Wenn wir nun annehmen, dass Jesus tatsächlich wollte, dass Männer als Diakone, Priester und Bischöfe dienen, dann nur, um gerade ihnen zu verdeutlichen, dass Jesu Macht in die Ohnmacht am Kreuz führt: Er zielt auf große Veränderungen durch Veränderung im einzelnen. Er stürzt die Mächtigen vom Thron und erhöht die Niedrigen!  Er beendet das Patriarchat, indem er Männer in die Ohnmacht ruft.


Der Herr verändert Strukturen auf der individuellen Ebene. Das enttäuschte alle, die gegen Rom kämpfen wollten und stellte am Ende doch viele Strukturen auf den Kopf. 


Die Weihe zu Diakon, Priester und Bischof müsste unter dieser Perspektive reale Erniedrigung der eigenen Rolle und Ermächtigung anderer sein. Die Geschichte (auch der Kirche) lehrt, dass gerade Männer da immer noch viel zu lernen haben. Und auch in der öffentlichen Wahrnehmung (auch der Katholiken selbst) wäre es schön, wenn bei Gemeinde nicht sofort an den Priester gedacht wird, sondern an die Vielen, die sich am Sonntag in der Eucharistie versammeln.


Jesus Christus ist der Herr!

Dieser Herr schickt auch keine bösen Worte hinterher, wenn ein Mensch seine Bedingungen nicht erfüllen kann. Das wird für mich beim reichen Jüngling schön deutlich. [Mt 19,22]

Am Ende des Dialogs mit Jesus geht er traurig weg. Jesus lässt ihn gehen. 

Ja, es ist schwerer, Gottes Spur zu folgen, wenn man reich ist. Nachfolge bedeutet ja, anderen Raum zu schaffen. Nachfolge bedeutet nicht, selbst viel für sich zu beanspruchen. Und doch findet Gottes Weisheit ihre Wege, Nachfolge in allen Situationen zu ermöglichen. [Mt 19,26]


Michaeliskirche Leipzig
Michaeliskirche Leipzig

Dieser Kyrios hat die Menschen im Blick, die schwere Lasten zu tragen haben. Er fragt nicht nach Nationen, er fragt nach den Menschen und ihrem Schicksal.

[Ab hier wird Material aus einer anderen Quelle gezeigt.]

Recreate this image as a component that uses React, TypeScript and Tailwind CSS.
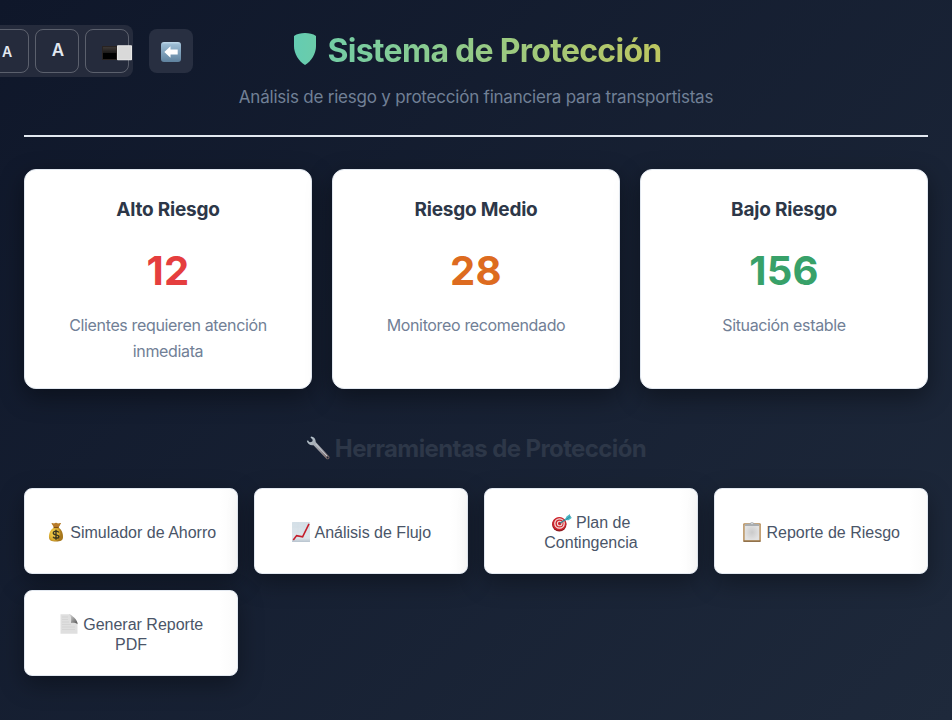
import type { ReactNode } from "react";

const SANS = "font-['Inter','Liberation_Sans',sans-serif]";

function ShieldIcon() {
  return (
    <svg className="-mt-px block h-8 w-6 shrink-0" viewBox="0 0 24 32">
      <defs>
        <linearGradient id="shield" x1="0" x2="1">
          <stop offset="0" stopColor="#64ccb2" />
          <stop offset="1" stopColor="#6bccaa" />
        </linearGradient>
      </defs>
      <path d="M1 3C4 .8 8 0 12 0s8 .8 11 3v10c0 8-5 15.500-11 19C6 28.500 1 21 1 13z" fill="url(#shield)" />
    </svg>
  );
}

function ContrastIcon() {
  return (
    <svg className="mt-[3px] ml-[16px] block h-4 w-[30px] shrink-0" viewBox="0 0 30 16">
      <defs>
        <linearGradient id="blk" x1="0" y1="0" x2="0" y2="1">
          <stop offset="0" stopColor="#3c3735" />
          <stop offset=".48" stopColor="#1c1a19" />
          <stop offset=".52" stopColor="#000" />
        </linearGradient>
      </defs>
      <rect x="0" y="1" width="15" height="14" fill="#292321" />
      <rect x="1" y="2" width="13.300" height="12" fill="url(#blk)" />
      <rect x="15" y=".3" width="15" height="15" rx=".8" fill="#eeeeed" />
      <rect x="15.600" y="1.200" width="13.800" height="13.400" fill="#d9d9d9" />
    </svg>
  );
}

function BackIcon() {
  return (
    <svg className="mt-0.5 block h-5 w-5" viewBox="0 0 20 20">
      <defs>
        <linearGradient id="back" x1="0" y1="0" x2="0" y2="1">
          <stop offset="0" stopColor="#c3dced" />
          <stop offset=".13" stopColor="#9bbbd3" />
          <stop offset="1" stopColor="#5f829e" />
        </linearGradient>
      </defs>
      <rect width="20" height="20" rx="3" fill="url(#back)" />
      <path d="M3.300 10 9.500 4.300v3.200h7.200v5H9.500v3.200z" fill="#fff" />
    </svg>
  );
}

function WrenchIcon() {
  return (
    <svg className="-mt-[3px] block h-6 w-6 shrink-0" viewBox="0 0 24 24">
      <defs>
        <linearGradient id="steel" x1="0" y1="0" x2="1" y2="1">
          <stop offset="0" stopColor="#b9cad4" />
          <stop offset=".6" stopColor="#98969d" />
          <stop offset="1" stopColor="#75625f" />
        </linearGradient>
      </defs>
      <path
        d="M5 .5C8 .8 9.900 3 9.700 6L23 20.300c1.600 1.800-.9 4-2.500 2.600L7.500 9.200C4.500 9.900 1.400 8 .8 4.800l1.400-.4c.5 1.500 1.600 2 2.900 1.700 1.500-.5 2-1.900 1.100-3.200L4.600 1.700z"
        fill="url(#steel)"
      />
      <path d="m9.500 7.800 11.700 12.400" stroke="#ccd5dc" strokeWidth=".9" />
      <circle cx="21.600" cy="21.500" r=".9" fill="#171f31" />
    </svg>
  );
}

function MoneyIcon() {
  return (
    <svg className="-my-1 inline-block h-5 w-5 align-[0px]" viewBox="0 0 20 20">
      <defs>
        <radialGradient id="bag" cx=".35" cy=".55">
          <stop offset="0" stopColor="#f6d654" />
          <stop offset=".7" stopColor="#dcae31" />
          <stop offset="1" stopColor="#a7771d" />
        </radialGradient>
      </defs>
      <path d="M5.500 1 8 1.700 10 .8l2 1 3-.8-2.500 4.500c3.500 2.200 4.800 6.500 4.500 10-.2 3-2.500 4-7 4s-6.800-1-7-4C2.800 12 4 7.700 8 5.500z" fill="url(#bag)" />
      <path d="M5.500 1 8 1.700 10 .8l2 1 3-.8-2.500 4.200H8z" fill="#b87b2a" />
      <path d="M7.600 5.500h5" stroke="#805019" strokeWidth="1.200" />
      <path d="M12.800 10.500c-.5-1-1.500-1.400-2.700-1.400-1.800 0-2.800.7-2.800 1.800 0 2.700 5.600 1.200 5.600 3.700 0 1.200-1.200 1.800-2.900 1.800-1.500 0-2.500-.6-2.900-1.600M10 7.800v10" fill="none" stroke="#393420" strokeWidth="1.400" />
    </svg>
  );
}

function ChartIcon() {
  return (
    <svg className="-my-1 mr-px ml-px inline-block h-5 w-[18px] align-[0px]" viewBox="0 0 18 20">
      <defs>
        <linearGradient id="chart" x1="0" y1="0" x2="0" y2="1">
          <stop offset="0" stopColor="#d4dfe7" />
          <stop offset=".8" stopColor="#dfe6eb" />
          <stop offset="1" stopColor="#b7c3ce" />
        </linearGradient>
      </defs>
      <rect width="18" height="20" rx=".5" fill="url(#chart)" />
      <path d="M.5 5h17M.5 10h17M.5 15h17M6 1v18M12 1v18" stroke="#ccd8e0" strokeWidth=".3" />
      <path d="m1.300 18 3.300-4.400 6 1.200L17 1.800" fill="none" stroke="#c41f2c" strokeWidth="1.600" />
    </svg>
  );
}

function TargetIcon() {
  return (
    <svg className="-mt-[2px] -mb-1 inline-block h-5 w-5 overflow-visible align-[0px]" viewBox="0 0 20 20">
      <g transform="translate(0 1.800)">
        <ellipse cx="7.300" cy="10.700" rx="7.200" ry="7" fill="#8d1b20" />
        <ellipse cx="7.300" cy="9.800" rx="7" ry="6.600" fill="#cf252e" />
        <circle cx="7.500" cy="9.700" r="4.700" fill="none" stroke="#f3dfdb" strokeWidth="1.300" />
        <circle cx="7.700" cy="9.700" r="2.300" fill="none" stroke="#f1d9d7" strokeWidth="1.100" />
        <path d="m8 9.500 8.500-5.700" stroke="#357f8e" strokeWidth="1.300" />
        <path d="m12.800 6.100 1.700-3.400L18 .2v2.700l2 1-3.500 2.500z" fill="#48b7c5" />
        <path d="m14 5.700 5-3.500" stroke="#257b8c" strokeWidth=".7" />
      </g>
    </svg>
  );
}

function ClipboardIcon() {
  return (
    <svg className="-my-1 mr-px ml-px inline-block h-5 w-[18px] align-[0px]" viewBox="0 0 18 20">
      <defs>
        <radialGradient id="sheet">
          <stop offset="0" stopColor="#cacaca" />
          <stop offset="1" stopColor="#e2e2e2" />
        </radialGradient>
      </defs>
      <rect x=".2" y="1.200" width="17.600" height="18.600" rx="1" fill="#b58b55" />
      <path d="M.4 19.200h17.200" stroke="#795a36" />
      <rect x="1.600" y="2.400" width="14.800" height="15.800" fill="url(#sheet)" />
      <path d="M2 4V2.200l5-.7C7.500-.1 10.500-.1 11 1.500l5 .7V4z" fill="#a9adb0" />
      <circle cx="9" cy="1.500" r=".7" fill="#edf0f2" />
    </svg>
  );
}

function PageIcon() {
  return (
    <svg className="-mt-[2px] mr-px -mb-1 ml-px inline-block h-5 w-[18px] align-[0px]" viewBox="0 0 18 20">
      <defs>
        <linearGradient id="fold" x1="0" y1="0" x2="1" y2="1">
          <stop offset=".2" stopColor="#c5c5c5" />
          <stop offset="1" stopColor="#4f4f4f" />
        </linearGradient>
      </defs>
      <path d="M.5.2h9L17.500 10v9.800H.5z" fill="#dfdfdf" />
      <path d="M8.800.2c3 1.500 2.500 6 2.200 8.800 2-.3 4.800-.2 6.600 1.200 0-2.400-1-4-3.500-6.600C12.500 1.900 10.800.2 8.800.2z" fill="url(#fold)" />
      <path d="M2 3h6M2 5.500h6M2 8h7M2 10.500h9M2 13h13M2 15.500h13" stroke="#cfcfcf" strokeWidth=".6" />
    </svg>
  );
}

function ToolbarButton({ children }: { children: ReactNode }) {
  return (
    <button className="flex h-11 w-11 shrink-0 items-center justify-center rounded-lg border border-white/25 font-semibold text-[#e2e8f0]">
      {children}
    </button>
  );
}

function Toolbar() {
  return (
    <div className="absolute top-[25px] left-[-19px] flex items-center gap-4">
      <div className="flex h-[52px] w-[152px] items-center gap-1.5 rounded-lg bg-[#252b3c] px-1">
        <ToolbarButton>
          <span className="text-[14px]">A</span>
        </ToolbarButton>
        <ToolbarButton>
          <span className="pl-0.5 text-[17px]">A</span>
        </ToolbarButton>
        <button className="flex h-11 w-11 shrink-0 items-center rounded-lg border border-white/25">
          <ContrastIcon />
        </button>
      </div>
      <button className="flex h-11 w-11 items-center justify-center rounded-lg bg-[#282f41]">
        <BackIcon />
      </button>
    </div>
  );
}

const risks = [
  { title: "Alto Riesgo", value: "12", text: "Clientes requieren atención inmediata", color: "text-[#e53e3e]" },
  { title: "Riesgo Medio", value: "28", text: "Monitoreo recomendado", color: "text-[#dd6b20]" },
  { title: "Bajo Riesgo", value: "156", text: "Situación estable", color: "text-[#38a169]" },
];

const tools = [
  { icon: <MoneyIcon />, label: "Simulador de Ahorro" },
  { icon: <ChartIcon />, label: "Análisis de Flujo" },
  { icon: <TargetIcon />, label: "Plan de Contingencia" },
  { icon: <ClipboardIcon />, label: "Reporte de Riesgo" },
  { icon: <PageIcon />, label: "Generar Reporte PDF" },
];

export default function App() {
  return (
    <div className={`relative h-[720px] w-[952px] overflow-hidden bg-[linear-gradient(135deg,#0f172a_0%,#1e293b_100%)] px-6 ${SANS}`}>
      <Toolbar />
      <header className="flex h-[137px] flex-col items-center border-b-2 border-[#e2e8f0] pt-[24px]">
        <div className="flex h-[51px] items-center gap-[10px] pl-[3px]">
          <ShieldIcon />
          <h1 className="bg-[linear-gradient(90deg,#73cda5,#bdc660)] bg-clip-text pt-px text-[32px] leading-[51px] font-bold tracking-[-0.72px] whitespace-nowrap text-transparent">
            Sistema de Protección
          </h1>
        </div>
        <p className="mt-2 text-[17px] leading-7 tracking-[-0.21px] whitespace-nowrap text-[#718096]">
          Análisis de riesgo y protección financiera para transportistas
        </p>
      </header>
      <section className="mt-8 grid grid-cols-3 gap-5">
        {risks.map((r) => (
          <article
            key={r.title}
            className="flex h-[220px] flex-col items-center rounded-xl border border-[#e2e8f0] bg-white px-6 pt-6 text-center shadow-[0_8px_25px_rgba(0,0,0,0.4)]"
          >
            <h3 className="text-[19px] leading-[31px] font-bold tracking-[-0.2px] text-[#2d3748]">{r.title}</h3>
            <div className={`mt-[14px] text-[40px] leading-[64px] font-bold tracking-[0.3px] ${r.color}`}>{r.value}</div>
            <p className="mt-[9px] text-base leading-[26px] tracking-[-0.35px] text-[#718096]">{r.text}</p>
          </article>
        ))}
      </section>
      <h2 className="mt-[41px] flex h-[38px] items-center justify-center gap-[5px] text-2xl font-bold tracking-[-0.6px] text-[#2d3748]">
        <WrenchIcon />
        <span>Herramientas de Protección</span>
      </h2>
      <section className="mt-[20px] grid grid-cols-4 gap-4">
        {tools.map((t) => (
          <button
            key={t.label}
            className="h-[86px] rounded-lg border border-[#e2e8f0] bg-[linear-gradient(90deg,#fff_92%,#fafafa_100%)] px-5 pt-[3px] text-center font-['Liberation_Sans',Arial,sans-serif] text-base leading-5 text-[#4a5568] shadow-[0_8px_25px_rgba(0,0,0,0.35)]"
          >
            {t.icon} {t.label}
          </button>
        ))}
      </section>
    </div>
  );
}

Er fragt nach den Kindern, die nicht verstehen, warum der Krieg ihnen die Familie nimmt. 

Macht, die wirklich andere befreit und ihnen hilft, selbständig den eigenen Weg zu gehen, ist leise und langsam. Sie reagiert nicht mit Hass auf Hass, sie bleibt ihrem eigenen Weg geduldig treu. Sie misst ihren Erfolg über Generationen. 

Christen haben von Anfang an die Rede vom geduldigen Gottesknecht [Jes 53] auf Jesus Christus bezogen. Es ist sein Weg. Der Weg der Liebe und Zuwendung. Der Weg, der eigenes Leid und Tod in Kauf nimmt, um anderen zu verdeutlichen, dass es eine Alternative zu Ausgrenzung, Hass und Gewalt gibt. Es ist seltsam, wie oft gerade Christen in Geschichte und Gegenwart nicht begriffen haben, was es bedeutet, den glimmenden Docht nicht zu löschen. 

Klar, man kann weit kommen, wenn man die Knoten der Welt machtvoll durchschlägt. Leider entstehen dabei neue Knoten, die vielen über Generationen auf der Seele liegen. Langfristig bringt es der Welt mehr Frieden und Recht, wenn jeder an seinem Ort mitarbeitet, langsam die Knoten zu lösen, die ungeduldige Generationen vor uns geschaffen haben.